Traditionally, females are more relational by nature than males and not as susceptible to visual stimulation. Because of today’s cultural obsession with sex, however, girls become systematically desensitized to what they see in music videos, R-rated movies, and on the Internet. According to Dr. Mark Laaser, who heads the Christian Alliance for Sexual Recovery, the female brain is literally being rewired to be more visual and aggressive. 3
Pornographers know this and have wasted no time in developing materials to tap into a new market. Using females’ innate desire for romance and relationship, Internet pornographers combine soap opera-type videos with visual pornography to attract young women.4 This can plunge them into an addiction from which they may never escape.

While many parents carefully monitor their children’s Internet use, they seem oblivious to other forms of entertainment that may predispose their daughters to pornography addiction.
MTV is one example. Watched by 78 percent of girls ages 12 to 19 for an average of 6.2 hours per week, MTV exerts a major influence in the lives of teens. In a 2004 Parents Television Council study, analysts counted over 3000 depictions of sex or various forms of nudity in 171 hours of MTV programming—or approximately 18 depictions per hour. 5 Combine this with the magazines girls read and the other TV programs and movies they watch, and we have a generation of girls saturated with images of sex.

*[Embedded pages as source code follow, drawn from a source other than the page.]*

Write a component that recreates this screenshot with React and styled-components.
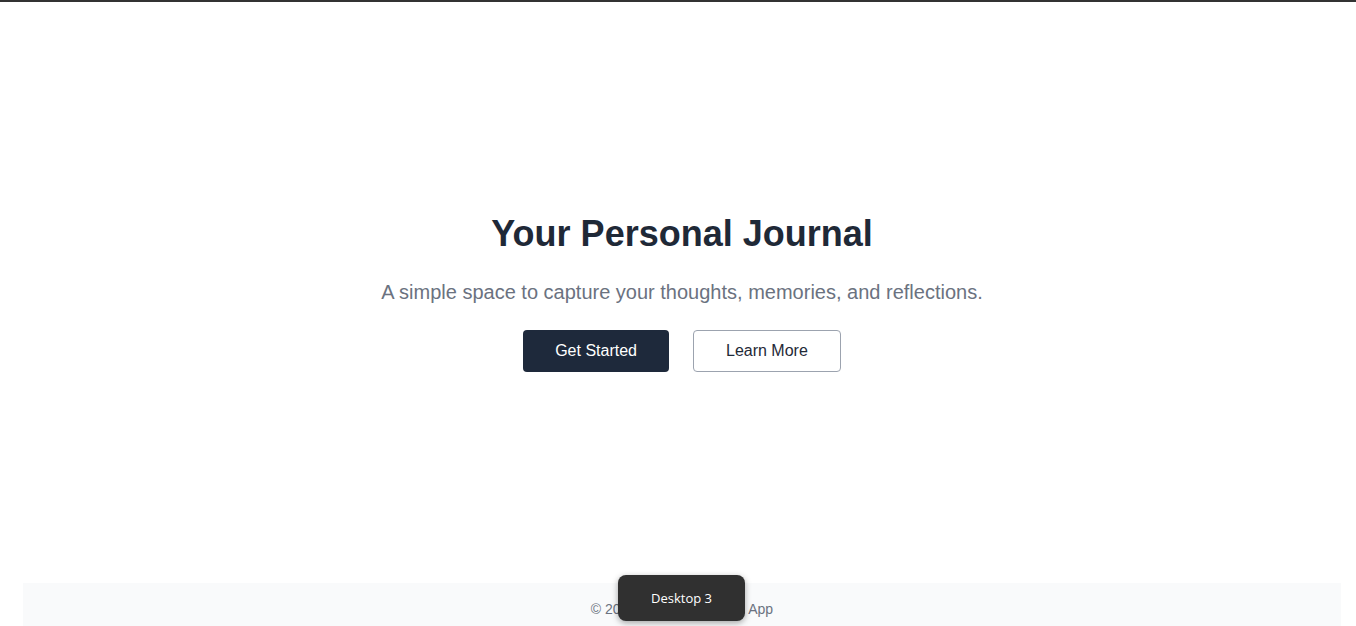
import styled, { createGlobalStyle } from 'styled-components';

const GlobalStyle = createGlobalStyle`
    html, body {
        margin: 0;
        padding: 0;
        background: #ffffff;
        font-family: "Liberation Sans", Arial, sans-serif;
    }
`;

const App = () => {
    return (
        <Page>
            <GlobalStyle />
            <Main>
                <Title>Your Personal Journal</Title>
                <Subtitle>A simple space to capture your thoughts, memories, and reflections.</Subtitle>
                <Actions>
                    <Button primary>Get Started</Button>
                    <Button>Learn More</Button>
                </Actions>
            </Main>
            <Footer>
                <FooterText>© 2024 Personal Journal App</FooterText>
            </Footer>
            <DesktopTip>Desktop 3</DesktopTip>
        </Page>
    );
};

export default App;

const Page = styled.div`
    position: relative;
    height: 626px;
    overflow: hidden;
    border-top: 2px solid #333333;
    box-sizing: border-box;
    padding: 0 15px 0 23px;
    display: flex;
    flex-direction: column;
`;

const Main = styled.main`
    flex-shrink: 0;
    height: 581px;
    display: flex;
    flex-direction: column;
    align-items: center;
    justify-content: center;
`;

const Title = styled.h1`
    margin: 0 0 24px;
    font-size: 36px;
    line-height: 40px;
    font-weight: 700;
    color: #1f2937;
`;

const Subtitle = styled.p`
    margin: 0 0 24px;
    font-size: 20px;
    line-height: 28px;
    color: #6b7280;
`;

const Actions = styled.div`
    display: flex;
    gap: 24px;
`;

const Button = styled.button`
    padding: ${(props) => (props.primary ? '10px 32px' : '9px 32px')};
    font-family: "Liberation Sans", Arial, sans-serif;
    font-size: 16px;
    line-height: 22px;
    border-radius: 4px;
    border: ${(props) => (props.primary ? 'none' : '1px solid #9ca3af')};
    background-color: ${(props) => (props.primary ? '#1e293b' : '#ffffff')};
    color: ${(props) => (props.primary ? '#ffffff' : '#1f2937')};
    cursor: pointer;
`;

const Footer = styled.footer`
    flex-shrink: 0;
    padding: 16px 0;
    background-color: #f9fafb;
    text-align: center;
`;

const FooterText = styled.p`
    margin: 0;
    font-size: 14px;
    line-height: 20px;
    color: #6b7280;
`;

const DesktopTip = styled.div`
    position: absolute;
    left: 618px;
    top: 573px;
    width: 127px;
    height: 46px;
    display: flex;
    align-items: center;
    justify-content: center;
    background-color: #303030;
    border-radius: 8px;
    box-shadow: 0 2px 6px rgba(0, 0, 0, 0.35);
    color: #ffffff;
    font-family: "Open Sans", "Noto Sans", sans-serif;
    font-size: 13px;
`;
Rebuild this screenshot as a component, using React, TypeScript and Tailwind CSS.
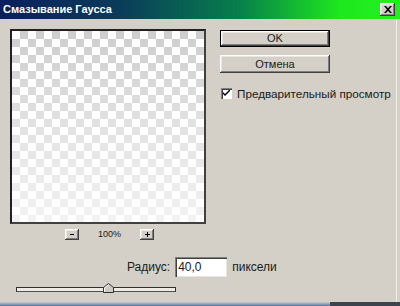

Few of us believe our daughters could become hooked on pornography. Unfortunately, many Christian girls have already traveled down that well-worn path. Rather than bemoan our culture’s lack of morals, take a proactive stance in safeguarding your daughter.
In addition to the protective actions already recommended on this site, the following tips apply particularly to girls:
  • Block MTV. Use your television’s parental controls or contact your satellite or cable provider about how to block this channel. Your daughter may not vote you the most popular parent in town, but this one channel crosses the line on too many levels. If you’re not convinced, read the full report on the Parents Television Council web site at
  • Prohibit or closely monitor your daughter’s chat room use. Not all pornography is visual, and not all porn addictions begin with exposure to nudity. Because of their relational needs, girls are particularly vulnerable to advances made in chat rooms. Predators often groom girls by breaking down their inhibitions with increasingly graphic sexual talk.6 Over time, this can lead to a desire to see or act out the things she visualizes.7
  • Call your cell phone company and disconnect Internet access to your daughter‘s cell phone. Girls can not only receive but send pornographic pictures through their cell phones [see “Child Produced Porn”].
  • Monitor what your daughter reads. Steamy romance novels have led many girls astray. Teen girl magazines often contain shockingly sexual articles. Even clothing catalogs, particularly Abercrombie and Fitch, can contain suggestive pictures and wording.
  • Keep communication lines open. A survey by the Girl Scout Research Institute found that 30 percent of teenage girls had been sexually harassed in a chat room, but only 7 percent told their parents.8 Be sure your daughter knows she can tell you anything without fear of punishment.
  • Spend time with your daughter. Girls often visit chat rooms and engage in other dangerous activity out of feelings of loneliness.
  • Show your daughter you cherish her. This is especially important for dads. Girls who feel loved and valued by their fathers will be less likely to seek that relationship elsewhere, including pornography.
Pornography addiction can devastate a girl’s life just as easily as it can a boy’s. Don’t protect just your son from pornography and let it sneak up on your daughter. Porn-proof her now.